Set exercise: Drop the pictures, then extract the listing word for word.

::::::

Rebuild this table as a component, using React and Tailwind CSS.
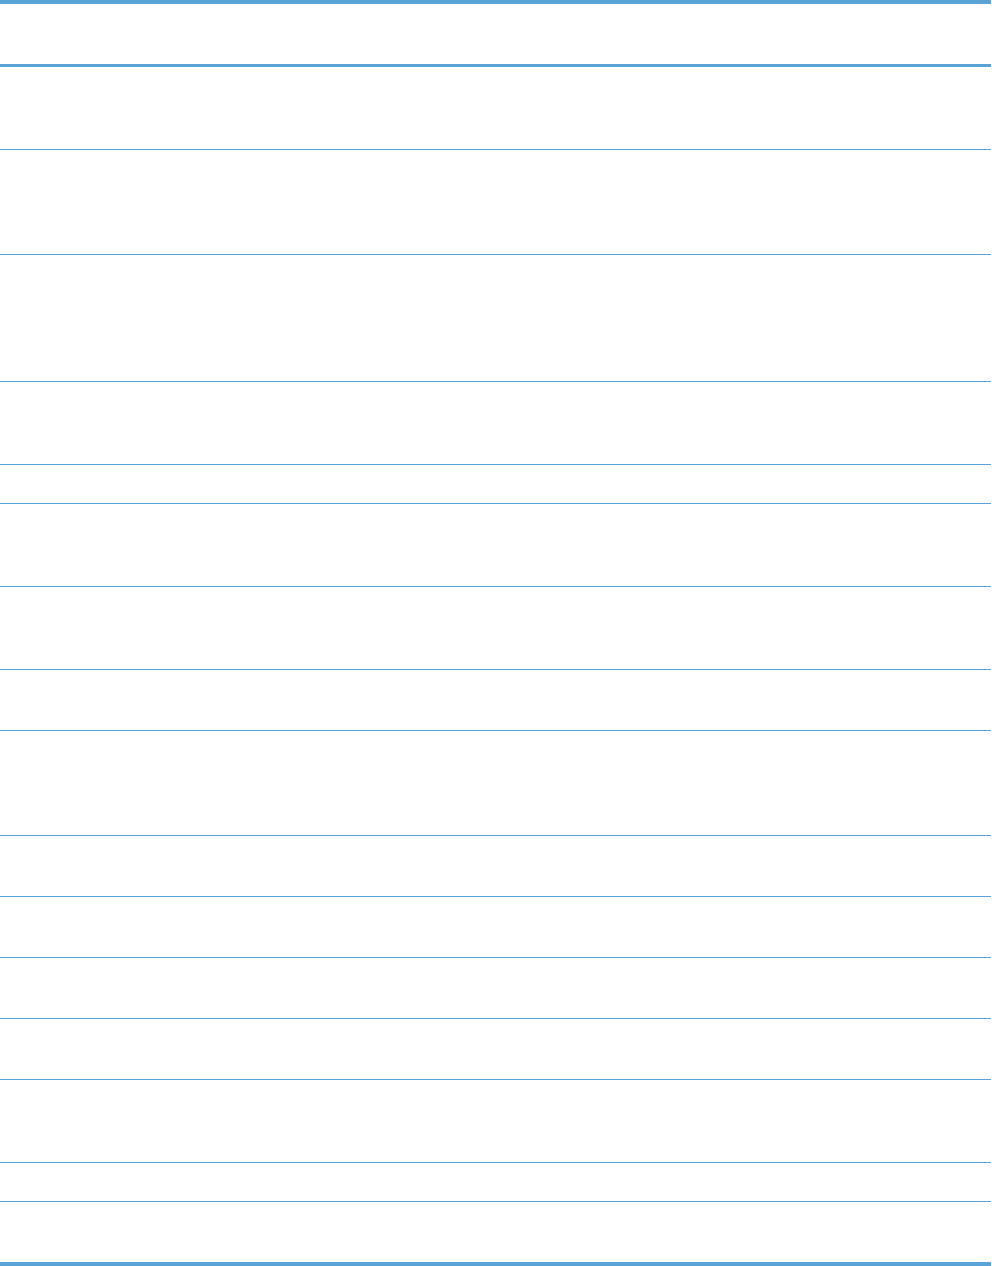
// App.jsx
// Empty ruled table: thick header/footer rules, thin row rules

const rows = [
  'h-[82px]',
  'h-[104px]',
  'h-[126px]',
  'h-[82px]',
  'h-[38px]',
  'h-[82px]',
  'h-[82px]',
  'h-[60px]',
  'h-[104px]',
  'h-[60px]',
  'h-[60px]',
  'h-[60px]',
  'h-[60px]',
  'h-[82px]',
  'h-[38px]',
]

export default function App() {
  return (
    <div className="w-[992px] h-[1266px] bg-white overflow-hidden font-['Liberation_Sans',sans-serif]">
      <div className="w-[991px] flex flex-col">
        {/* header */}
        <div className="h-[60px] border-t-4 border-b-[3px] border-[#5aa3d6] box-content" />
        {/* body rows */}
        {rows.map((h, i) => (
          <div key={i} className={`${h} border-b border-[#5aa3d6] box-content`} />
        ))}
        {/* last row + closing rule */}
        <div className="h-[60px] border-b-4 border-[#5aa3d6] box-content" />
      </div>
    </div>
  )
}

::::::

Expected answer:
Rebuild this table as a component, using React and Tailwind CSS.
// App.jsx
// Empty ruled table: thick header/footer rules, thin row rules

const rows = [
  'h-[82px]',
  'h-[104px]',
  'h-[126px]',
  'h-[82px]',
  'h-[38px]',
  'h-[82px]',
  'h-[82px]',
  'h-[60px]',
  'h-[104px]',
  'h-[60px]',
  'h-[60px]',
  'h-[60px]',
  'h-[60px]',
  'h-[82px]',
  'h-[38px]',
]

export default function App() {
  return (
    <div className="w-[992px] h-[1266px] bg-white overflow-hidden font-['Liberation_Sans',sans-serif]">
      <div className="w-[991px] flex flex-col">
        {/* header */}
        <div className="h-[60px] border-t-4 border-b-[3px] border-[#5aa3d6] box-content" />
        {/* body rows */}
        {rows.map((h, i) => (
          <div key={i} className={`${h} border-b border-[#5aa3d6] box-content`} />
        ))}
        {/* last row + closing rule */}
        <div className="h-[60px] border-b-4 border-[#5aa3d6] box-content" />
      </div>
    </div>
  )
}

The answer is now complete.